**** Data for this task

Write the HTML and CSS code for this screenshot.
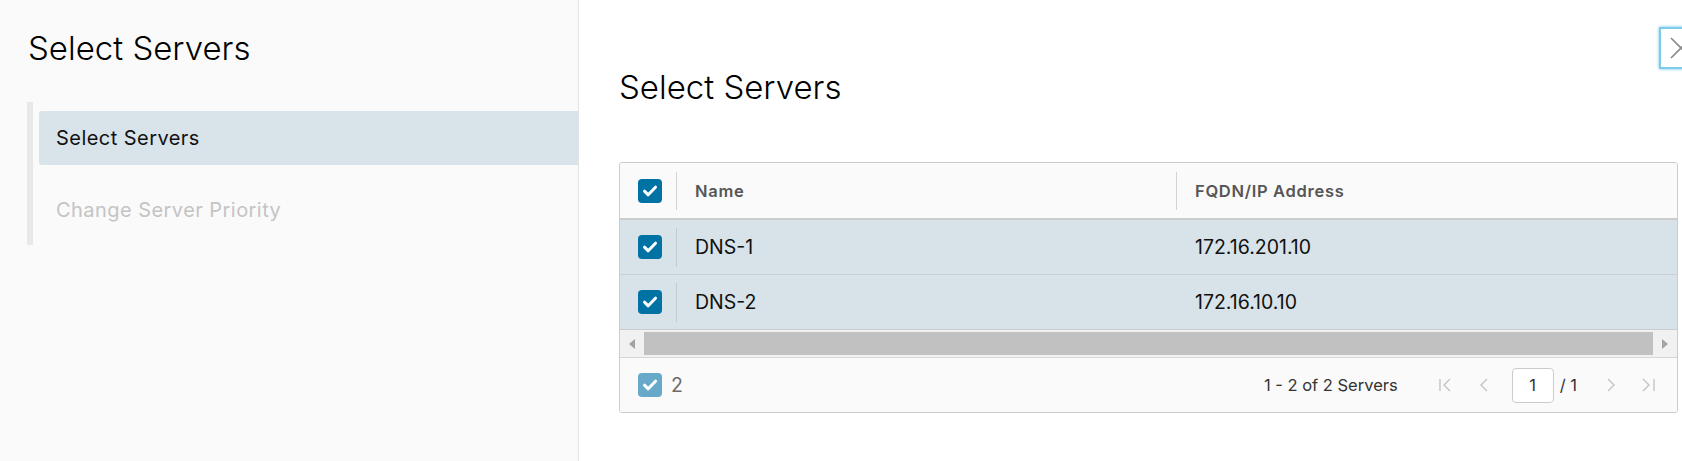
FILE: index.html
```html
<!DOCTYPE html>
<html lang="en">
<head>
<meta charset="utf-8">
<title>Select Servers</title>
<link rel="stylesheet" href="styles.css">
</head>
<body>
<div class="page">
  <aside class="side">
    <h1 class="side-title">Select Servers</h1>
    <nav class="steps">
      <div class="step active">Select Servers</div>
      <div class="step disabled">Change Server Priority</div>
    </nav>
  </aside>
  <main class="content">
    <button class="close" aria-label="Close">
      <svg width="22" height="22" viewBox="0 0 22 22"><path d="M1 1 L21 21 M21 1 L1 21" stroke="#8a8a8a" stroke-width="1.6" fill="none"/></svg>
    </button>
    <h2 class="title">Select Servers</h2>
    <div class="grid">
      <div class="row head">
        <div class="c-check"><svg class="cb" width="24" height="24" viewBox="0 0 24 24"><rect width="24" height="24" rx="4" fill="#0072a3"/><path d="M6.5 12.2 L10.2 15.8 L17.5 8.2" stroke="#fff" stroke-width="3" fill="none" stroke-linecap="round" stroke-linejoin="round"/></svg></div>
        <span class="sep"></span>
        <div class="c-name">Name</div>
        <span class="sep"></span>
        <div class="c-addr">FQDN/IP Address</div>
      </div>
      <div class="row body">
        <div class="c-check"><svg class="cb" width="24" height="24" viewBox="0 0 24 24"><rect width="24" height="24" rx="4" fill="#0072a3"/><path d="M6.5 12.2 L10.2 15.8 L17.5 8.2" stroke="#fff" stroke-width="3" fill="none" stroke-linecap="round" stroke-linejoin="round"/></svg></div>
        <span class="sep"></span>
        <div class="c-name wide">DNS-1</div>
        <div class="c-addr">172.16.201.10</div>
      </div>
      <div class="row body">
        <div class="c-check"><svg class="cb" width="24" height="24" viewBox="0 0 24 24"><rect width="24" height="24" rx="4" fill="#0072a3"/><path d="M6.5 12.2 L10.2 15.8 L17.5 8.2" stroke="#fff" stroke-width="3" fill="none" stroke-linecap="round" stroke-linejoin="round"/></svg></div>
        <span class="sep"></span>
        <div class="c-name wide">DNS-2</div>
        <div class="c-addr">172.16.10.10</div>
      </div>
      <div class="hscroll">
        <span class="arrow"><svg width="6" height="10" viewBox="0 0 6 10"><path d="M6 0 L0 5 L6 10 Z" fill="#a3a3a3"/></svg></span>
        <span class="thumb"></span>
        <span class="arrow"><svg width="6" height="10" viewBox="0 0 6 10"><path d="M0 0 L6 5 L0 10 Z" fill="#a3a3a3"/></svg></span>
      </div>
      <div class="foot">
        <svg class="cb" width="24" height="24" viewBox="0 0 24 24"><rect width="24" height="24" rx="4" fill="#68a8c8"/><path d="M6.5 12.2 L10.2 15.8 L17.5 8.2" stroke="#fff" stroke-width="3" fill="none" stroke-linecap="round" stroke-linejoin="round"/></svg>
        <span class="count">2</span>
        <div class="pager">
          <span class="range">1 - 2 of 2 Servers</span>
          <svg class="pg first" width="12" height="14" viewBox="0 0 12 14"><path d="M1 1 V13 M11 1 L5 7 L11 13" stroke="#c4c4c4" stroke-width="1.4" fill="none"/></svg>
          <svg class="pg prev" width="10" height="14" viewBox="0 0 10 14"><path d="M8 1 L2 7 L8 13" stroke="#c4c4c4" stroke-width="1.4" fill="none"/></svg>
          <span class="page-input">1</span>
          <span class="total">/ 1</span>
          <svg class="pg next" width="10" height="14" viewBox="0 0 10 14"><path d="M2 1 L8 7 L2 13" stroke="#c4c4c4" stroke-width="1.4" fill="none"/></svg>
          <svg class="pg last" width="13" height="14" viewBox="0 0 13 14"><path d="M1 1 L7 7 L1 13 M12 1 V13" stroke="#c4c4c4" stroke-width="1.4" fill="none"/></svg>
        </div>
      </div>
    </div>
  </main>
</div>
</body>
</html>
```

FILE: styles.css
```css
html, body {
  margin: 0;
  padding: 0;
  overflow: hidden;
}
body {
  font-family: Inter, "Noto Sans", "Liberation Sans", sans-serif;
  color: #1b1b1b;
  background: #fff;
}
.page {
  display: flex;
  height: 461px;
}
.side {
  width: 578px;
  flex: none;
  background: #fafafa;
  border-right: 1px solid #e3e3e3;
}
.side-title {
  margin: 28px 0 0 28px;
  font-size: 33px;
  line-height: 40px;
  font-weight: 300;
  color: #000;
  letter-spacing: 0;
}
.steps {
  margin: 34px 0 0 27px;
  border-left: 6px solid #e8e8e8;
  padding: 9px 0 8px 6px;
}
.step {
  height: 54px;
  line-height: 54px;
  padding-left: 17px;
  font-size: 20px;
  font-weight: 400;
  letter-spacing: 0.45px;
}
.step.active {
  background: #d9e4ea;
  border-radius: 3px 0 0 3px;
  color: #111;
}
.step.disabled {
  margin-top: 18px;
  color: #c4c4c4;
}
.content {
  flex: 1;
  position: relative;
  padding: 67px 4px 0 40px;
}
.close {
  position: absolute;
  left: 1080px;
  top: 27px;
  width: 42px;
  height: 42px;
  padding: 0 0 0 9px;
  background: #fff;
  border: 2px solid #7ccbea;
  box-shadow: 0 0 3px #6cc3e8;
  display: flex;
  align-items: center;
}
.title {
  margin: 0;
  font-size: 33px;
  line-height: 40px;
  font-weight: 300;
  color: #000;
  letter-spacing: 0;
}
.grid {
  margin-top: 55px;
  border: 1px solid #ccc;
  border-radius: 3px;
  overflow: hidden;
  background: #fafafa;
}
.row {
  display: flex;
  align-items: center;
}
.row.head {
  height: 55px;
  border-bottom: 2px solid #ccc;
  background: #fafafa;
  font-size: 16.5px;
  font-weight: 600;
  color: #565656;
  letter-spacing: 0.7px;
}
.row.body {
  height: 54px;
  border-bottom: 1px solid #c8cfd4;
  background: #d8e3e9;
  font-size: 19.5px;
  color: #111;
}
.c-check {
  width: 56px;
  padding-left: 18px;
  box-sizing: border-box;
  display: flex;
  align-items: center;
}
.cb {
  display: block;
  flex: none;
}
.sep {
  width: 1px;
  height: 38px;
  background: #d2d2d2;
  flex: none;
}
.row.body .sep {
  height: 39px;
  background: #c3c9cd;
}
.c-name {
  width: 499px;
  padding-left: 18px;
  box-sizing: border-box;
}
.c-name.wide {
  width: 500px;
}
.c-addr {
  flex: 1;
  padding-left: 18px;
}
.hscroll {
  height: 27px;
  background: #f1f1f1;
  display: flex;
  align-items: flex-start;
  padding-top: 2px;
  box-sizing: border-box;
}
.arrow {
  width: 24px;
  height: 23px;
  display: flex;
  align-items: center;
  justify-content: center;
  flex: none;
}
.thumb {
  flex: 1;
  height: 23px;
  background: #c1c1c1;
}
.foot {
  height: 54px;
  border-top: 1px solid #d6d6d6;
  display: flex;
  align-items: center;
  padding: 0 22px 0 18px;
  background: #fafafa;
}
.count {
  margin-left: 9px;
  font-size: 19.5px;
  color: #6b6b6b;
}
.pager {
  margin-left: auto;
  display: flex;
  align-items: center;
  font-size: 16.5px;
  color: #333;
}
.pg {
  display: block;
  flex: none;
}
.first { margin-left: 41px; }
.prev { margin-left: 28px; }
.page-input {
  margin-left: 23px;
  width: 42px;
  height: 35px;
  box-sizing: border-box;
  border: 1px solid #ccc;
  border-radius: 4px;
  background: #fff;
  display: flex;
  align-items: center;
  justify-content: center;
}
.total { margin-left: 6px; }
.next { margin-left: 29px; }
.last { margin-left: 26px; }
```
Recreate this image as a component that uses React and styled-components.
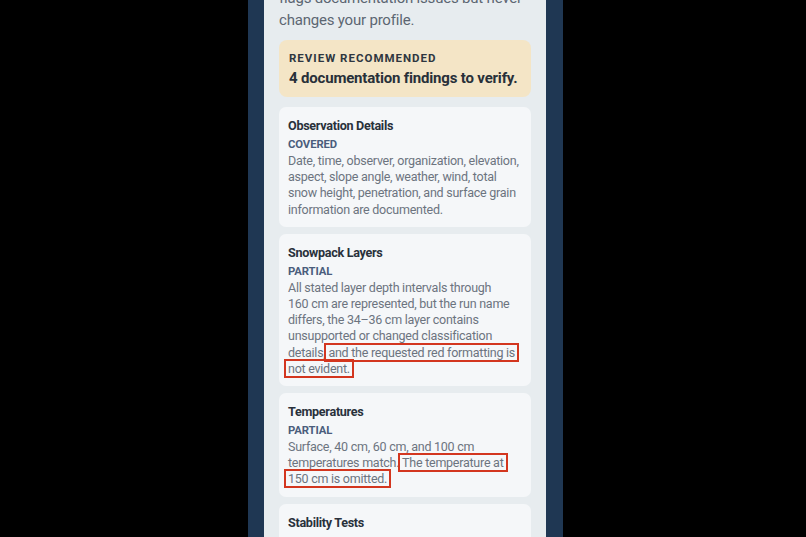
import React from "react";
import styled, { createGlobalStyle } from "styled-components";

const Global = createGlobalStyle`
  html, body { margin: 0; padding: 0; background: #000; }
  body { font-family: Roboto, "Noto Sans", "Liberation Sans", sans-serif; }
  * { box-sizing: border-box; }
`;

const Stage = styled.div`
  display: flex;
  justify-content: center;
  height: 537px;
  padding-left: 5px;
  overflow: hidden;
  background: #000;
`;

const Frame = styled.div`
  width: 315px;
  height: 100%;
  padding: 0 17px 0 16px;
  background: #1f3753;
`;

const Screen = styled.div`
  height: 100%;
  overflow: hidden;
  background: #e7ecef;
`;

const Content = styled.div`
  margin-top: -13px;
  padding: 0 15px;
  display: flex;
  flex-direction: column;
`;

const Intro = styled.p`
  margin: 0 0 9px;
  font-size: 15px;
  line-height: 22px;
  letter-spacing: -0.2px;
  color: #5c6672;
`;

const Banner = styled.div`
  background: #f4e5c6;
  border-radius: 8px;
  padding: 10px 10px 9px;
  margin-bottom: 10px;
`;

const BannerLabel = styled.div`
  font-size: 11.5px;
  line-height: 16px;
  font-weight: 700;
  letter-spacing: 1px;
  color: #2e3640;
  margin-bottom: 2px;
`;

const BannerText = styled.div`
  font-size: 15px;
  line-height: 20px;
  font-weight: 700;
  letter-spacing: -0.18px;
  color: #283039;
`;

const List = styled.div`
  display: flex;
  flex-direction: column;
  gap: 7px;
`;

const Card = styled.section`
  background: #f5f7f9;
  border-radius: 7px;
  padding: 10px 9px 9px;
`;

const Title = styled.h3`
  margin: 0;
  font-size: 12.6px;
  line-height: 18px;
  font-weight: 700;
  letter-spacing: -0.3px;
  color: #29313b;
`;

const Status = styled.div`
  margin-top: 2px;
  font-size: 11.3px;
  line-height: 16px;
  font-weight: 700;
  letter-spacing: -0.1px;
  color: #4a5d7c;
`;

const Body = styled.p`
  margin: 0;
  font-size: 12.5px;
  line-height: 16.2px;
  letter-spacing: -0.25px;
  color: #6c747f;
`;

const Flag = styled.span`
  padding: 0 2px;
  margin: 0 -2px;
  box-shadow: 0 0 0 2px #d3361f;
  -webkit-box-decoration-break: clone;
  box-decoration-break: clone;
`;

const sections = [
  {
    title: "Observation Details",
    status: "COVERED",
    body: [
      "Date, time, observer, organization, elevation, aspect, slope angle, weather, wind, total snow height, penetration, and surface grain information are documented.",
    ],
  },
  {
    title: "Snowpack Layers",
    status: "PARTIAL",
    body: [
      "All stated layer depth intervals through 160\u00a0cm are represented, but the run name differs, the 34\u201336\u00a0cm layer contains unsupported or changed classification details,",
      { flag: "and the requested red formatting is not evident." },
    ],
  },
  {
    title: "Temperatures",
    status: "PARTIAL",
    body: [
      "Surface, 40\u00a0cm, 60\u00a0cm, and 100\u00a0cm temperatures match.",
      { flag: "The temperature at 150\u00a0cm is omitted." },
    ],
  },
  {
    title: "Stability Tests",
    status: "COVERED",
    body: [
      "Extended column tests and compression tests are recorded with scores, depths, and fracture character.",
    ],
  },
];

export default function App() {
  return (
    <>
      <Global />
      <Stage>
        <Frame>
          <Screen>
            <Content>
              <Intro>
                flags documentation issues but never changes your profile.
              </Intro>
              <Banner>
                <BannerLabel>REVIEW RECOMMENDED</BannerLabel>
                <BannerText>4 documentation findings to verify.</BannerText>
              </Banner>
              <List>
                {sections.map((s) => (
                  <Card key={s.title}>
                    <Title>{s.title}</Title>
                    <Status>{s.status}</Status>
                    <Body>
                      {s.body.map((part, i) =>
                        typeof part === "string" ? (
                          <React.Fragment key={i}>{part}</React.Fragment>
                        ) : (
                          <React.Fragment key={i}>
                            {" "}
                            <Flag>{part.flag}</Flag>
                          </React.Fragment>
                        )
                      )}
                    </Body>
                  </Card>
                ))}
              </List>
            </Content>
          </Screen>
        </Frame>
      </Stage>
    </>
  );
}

********

**Requirement**
Within the material above, find the lines that contain the word "components"; copy them.

**Answer to this exercise**
Recreate this image as a component that uses React and styled-components.
import styled, { createGlobalStyle } from "styled-components";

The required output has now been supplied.